In 2017, a man called Alex Lomas walked around Berlin and had to use only his phone in order to pull up a list of Bluetooth discoverable Lovense Hush butt plugs, ready to be hacked, just to manifest how easy it was. Last year, SEC Consultants looked at sex toys from Vibratissimo and demonstrated how they could be broken into by hackers not only to “remotely pleasure” people, but also to access owners’ account details. Even more worrying, a Wi-Fi-connected dildo’s internal camera was found to be easily accessible.

What can be said about hacking sex toys and consent laws? Because these are quite uncharted territories, we don’t know just yet what to do when someone hacks a sex toy or its data. In some countries, such as the U.S., laws that define what constitutes sexual harassment or assault vary from state to state. In many countries, the law is still vague about the definition of assault and sexual harassment.

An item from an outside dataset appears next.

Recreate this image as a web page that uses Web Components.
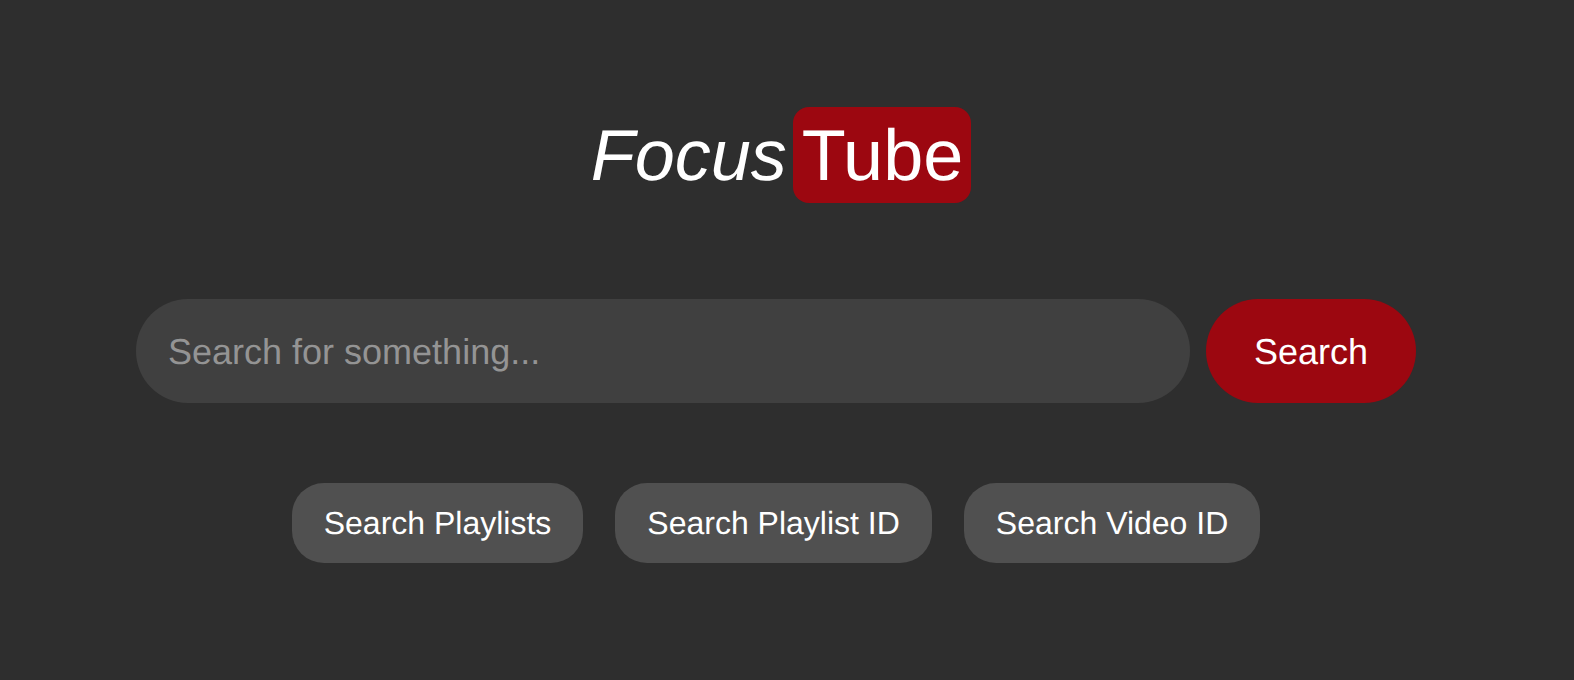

In the U.K., sexual harassment is defined as: “unwanted behaviour of a sexual nature which violates your dignity, makes you feel intimidated, degraded or humiliated, and creates a hostile or offensive environment.” The lack of precision surrounding sexual harassment and assault laws prevents us from taking concrete action in the event of a sex-toy hack. Worse yet, we don’t even know whether our data can be hacked into and stolen in the first place.

While the aim of this article isn’t to inspire anxiety and ignite a global wanking paranoia, it should force you to sit back and ask yourself, “What are the privacy implications of using a Bluetooth-connected sex toy?” Last time we ignored such concerns we ended up with the Cambridge Analytica scandal, Trump as the President of the U.S., and a moronic Brexit. Even though hacking sex toys isn’t yet defined as assault or sexual harassment, it may very well be regarded so once lawmakers start tackling the issue. In the meantime, maybe it’s worth dusting off the old non-connected sex toy hidden under your bed and relieve the stress with some alone time, if you know what I mean.